Incident Report: Unnecessary price updates

Date: 2023-12-04
Time: 14:47 (GMT+3)
Duration: 5 hours 15 minutes

Description

Excessive update triggers were observed for AAPL/USD and other stable assets on the Polygon network. This unusual behavior raised concerns regarding the frequency of updates, which escalated from the typical once a day to around 25 times in a short period.

Root Cause

The issue appears to be related to RPC (Remote Procedure Call) inconsistencies.
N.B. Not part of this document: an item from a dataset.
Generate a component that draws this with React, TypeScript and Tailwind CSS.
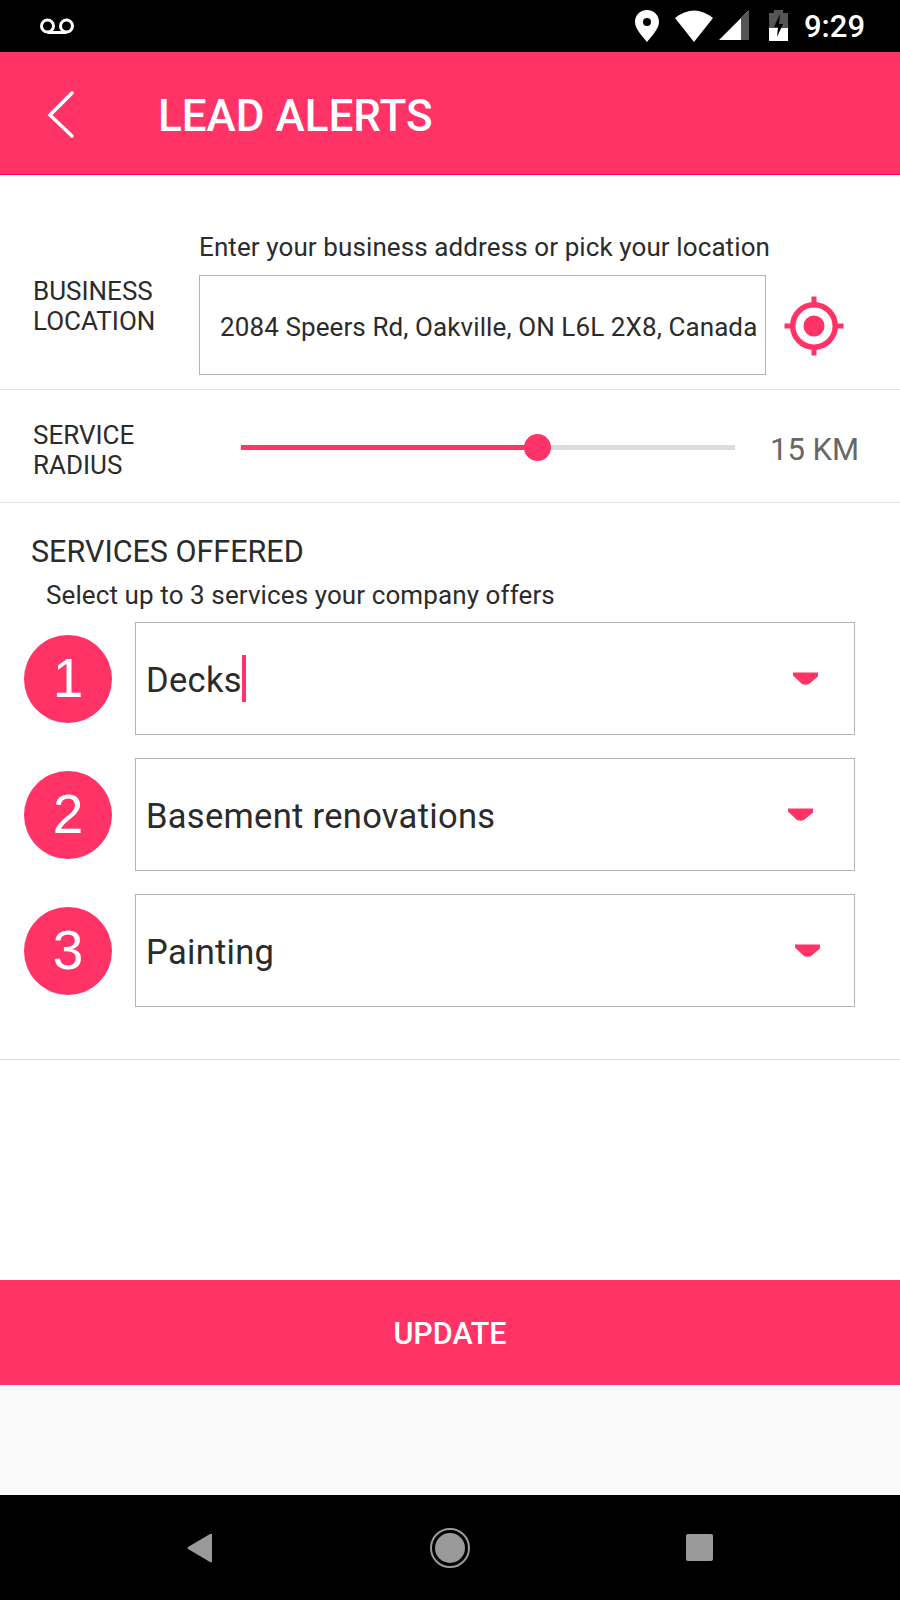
import React from "react";

const PINK = "#ff3366";

function Row({ n, text, caret, arrowMr }: { n: string; text: string; caret?: boolean; arrowMr: string }) {
  return (
    <div className="flex items-center">
      <div className="ml-6 flex h-[88px] w-[88px] shrink-0 items-center justify-center rounded-full bg-[#ff3366] font-['Liberation_Sans',sans-serif] text-[55px] leading-none text-white">
        {n}
      </div>
      <div className="ml-[23px] flex h-[113px] w-[720px] items-center border border-[#b5b5b5] pl-[10px]">
        <span className="pt-[3px] text-[34.5px] leading-none tracking-[0.3px] text-[#2b2b2b]">{text}</span>
        {caret && <span className="h-[47px] w-[4px] bg-[#ff3366]" />}
        <svg className={"ml-auto " + arrowMr} width="26" height="15" viewBox="0 0 26 14">
          <path d="M1 1H26V5L17 12.5Q13.5 14 10 12.5L1 4Z" fill={PINK} />
        </svg>
      </div>
    </div>
  );
}

export default function App() {
  return (
    <div className="flex h-[1600px] w-[900px] flex-col overflow-hidden bg-white font-['Roboto',sans-serif] text-[#2b2b2b]">
      {/* Status bar */}
      <div className="flex h-[52px] shrink-0 items-center bg-black pl-[40px] pr-[35px] text-white">
        <svg width="34" height="16" viewBox="0 0 34 16" fill="none" stroke="white" strokeWidth="3">
          <circle cx="7.5" cy="8" r="6" />
          <circle cx="26.5" cy="8" r="6" />
          <path d="M7.5 14.5H26.5" />
        </svg>
        <div className="ml-auto flex items-center">
          <svg width="24" height="32" viewBox="0 0 24 32">
            <path fillRule="evenodd" d="M12 0C5 0 0 5 0 12C0 19 8 27 12 32C16 27 24 19 24 12C24 5 19 0 12 0ZM12 8A4 4 0 1 1 12 16A4 4 0 1 1 12 8Z" fill="white" />
          </svg>
          <svg className="ml-[16px]" width="38" height="32" viewBox="0 0 38 32">
            <path d="M0 8Q19 -7 38 8L19 32Z" fill="white" />
          </svg>
          <svg className="ml-[6px]" width="31" height="32" viewBox="0 0 31 32">
            <path d="M0 30L29 1V30Z" fill="white" />
            <path d="M22 8L30 0V30H22Z" fill="#555" />
          </svg>
          <svg className="ml-[19px]" width="20" height="32" viewBox="0 0 20 32">
            <path d="M5 0H14V3H19V18H0V3H5Z" fill="#555" />
            <path d="M0 18H19V31H0Z" fill="white" />
            <path d="M11 4L5 17H9L8 27L14 14H10Z" fill="black" />
          </svg>
          <span className="ml-[15px] text-[31px] font-medium leading-none">9:29</span>
        </div>
      </div>

      {/* Header */}
      <div className="flex h-[123px] shrink-0 items-center border-b border-[#f5005a] bg-[#ff3366] pl-[45px]">
        <svg className="mt-[4px]" width="34" height="52" viewBox="0 0 34 52" fill="none" stroke="white" strokeWidth="3.5" strokeLinecap="round">
          <path d="M27 4L5 26L27 47" />
        </svg>
        <span className="ml-[79px] pt-[6px] text-[44px] font-medium leading-none text-white">LEAD ALERTS</span>
      </div>

      {/* Location */}
      <div className="flex h-[215px] shrink-0 border-b border-[#e2e2e2] pt-[57px]">
        <div className="ml-[33px] w-[166px] pt-[44px] text-[26px] leading-[30px]">
          BUSINESS
          <br />
          LOCATION
        </div>
        <div className="flex w-[567px] flex-col">
          <div className="whitespace-nowrap text-[26px] leading-[30px] tracking-[0.1px]">Enter your business address or pick your location</div>
          <div className="mt-[13px] flex h-[100px] w-[567px] items-center whitespace-nowrap border border-[#b5b5b5] pl-[20px] pt-[3px] text-[26px] leading-none tracking-[0.1px]">
            2084 Speers Rd, Oakville, ON L6L 2X8, Canada
          </div>
        </div>
        <svg className="ml-[18px] mt-[64px]" width="60" height="60" viewBox="0 0 60 60" fill="none" stroke={PINK}>
          <circle cx="30" cy="30" r="21.25" strokeWidth="5.5" />
          <circle cx="30" cy="30" r="10.5" fill={PINK} strokeWidth="0" />
          <path d="M30 0.5V8M30 52V59.5M0.5 30H8M52 30H59.5" strokeWidth="5" />
        </svg>
      </div>

      {/* Radius */}
      <div className="flex h-[113px] shrink-0 items-center border-b border-[#e2e2e2]">
        <div className="ml-[33px] w-[208px] pt-[8px] text-[26px] leading-[30px]">
          SERVICE
          <br />
          RADIUS
        </div>
        <div className="relative mt-[2px] h-[5px] w-[494px] bg-[#dcdcdc]">
          <div className="h-full w-[296px] bg-[#ff3366]" />
          <div className="absolute left-[283px] top-[-11px] h-[27px] w-[27px] rounded-full bg-[#ff3366]" />
        </div>
        <div className="ml-[35px] pt-[6px] text-[31px] leading-none text-[#666]">15 KM</div>
      </div>

      {/* Services */}
      <div className="flex h-[557px] shrink-0 flex-col border-b border-[#dcdcdc]">
        <div className="ml-[31px] mt-[32px] text-[30.5px] leading-[34px]">SERVICES OFFERED</div>
        <div className="ml-[46px] mt-[11px] text-[26px] leading-[30px] tracking-[0.1px]">Select up to 3 services your company offers</div>
        <div className="mt-[12px] flex flex-col gap-[23px]">
          <Row n="1" text="Decks" caret arrowMr="mr-[36px]" />
          <Row n="2" text="Basement renovations" arrowMr="mr-[41px]" />
          <Row n="3" text="Painting" arrowMr="mr-[34px]" />
        </div>
      </div>

      <div className="flex-1" />

      {/* Update */}
      <div className="flex h-[105px] shrink-0 items-center justify-center bg-[#ff3366] pt-[4px] text-[30.5px] font-medium leading-none text-white">
        UPDATE
      </div>
      <div className="h-[110px] shrink-0 bg-[#f9f9f9]" />

      {/* Nav */}
      <div className="flex h-[105px] shrink-0 items-center bg-black">
        <svg className="ml-[187px]" width="26" height="30" viewBox="0 0 26 30">
          <path d="M25 2V28Q25 30 23 29L1 16Q0 15 1 14L23 1Q25 0 25 2Z" fill="#9a9a9a" />
        </svg>
        <svg className="ml-[217px]" width="40" height="40" viewBox="0 0 40 40">
          <circle cx="20" cy="20" r="19" fill="none" stroke="#9a9a9a" strokeWidth="2" />
          <circle cx="20" cy="20" r="15" fill="#9a9a9a" />
        </svg>
        <div className="ml-[216px] h-[27px] w-[27px] rounded-[2px] bg-[#9a9a9a]" />
      </div>
    </div>
  );
}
Specifically, updates were being triggered due to the 'On chain data timestamp older than heartbeat' error, indicating potential issues with the public RPC provider.

Impact

The abnormal update frequency led to concerns about the stability and reliability of data feeds on the Polygon network, raising questions about the need for immediate alerting in such scenarios.

Timeline

  • 16:47 - Initial observation of unusual update behavior on AAPL/USD and stable assets on the Polygon network.
  • 16:51 - Identification of the issue being exclusive to the Polygon network.
  • 16:51 - Initial assumption of a possible RPC related issue.
  • 17:14 - Confirmation of consecutive transactions created due to Public RPC provider issues.
  • 17:39 - Discussion on the reliability of the public provider and consideration of redeployment strategies.
  • 17:56 - Decision to redeploy Airseeker and modify the Public RPC URL for Polygon in the database.
  • 20:02 - Completion of all three Airseeker re-deployments.

Lessons Learned

The incident underscored the importance of having reliable RPC providers and the need for a responsive system to address anomalies in update frequencies. It also highlighted the necessity for clear protocols and instructions for switching providers and redeploying essential services.

Actions Taken

  • Monitoring of updates and investigation into their frequency.
  • Checking of logs and on-chain data for insights into the issue.
  • Redeployment of Airseeker after changing the Public RPC URL for Polygon in the database.
  • Discussion and planning for further optimization to avoid consecutive redeployments.

Incident Reviewer(s)

  • Ugur, Bedirhan, Burak, Vekil, Prenaam D, Mertcan Karik.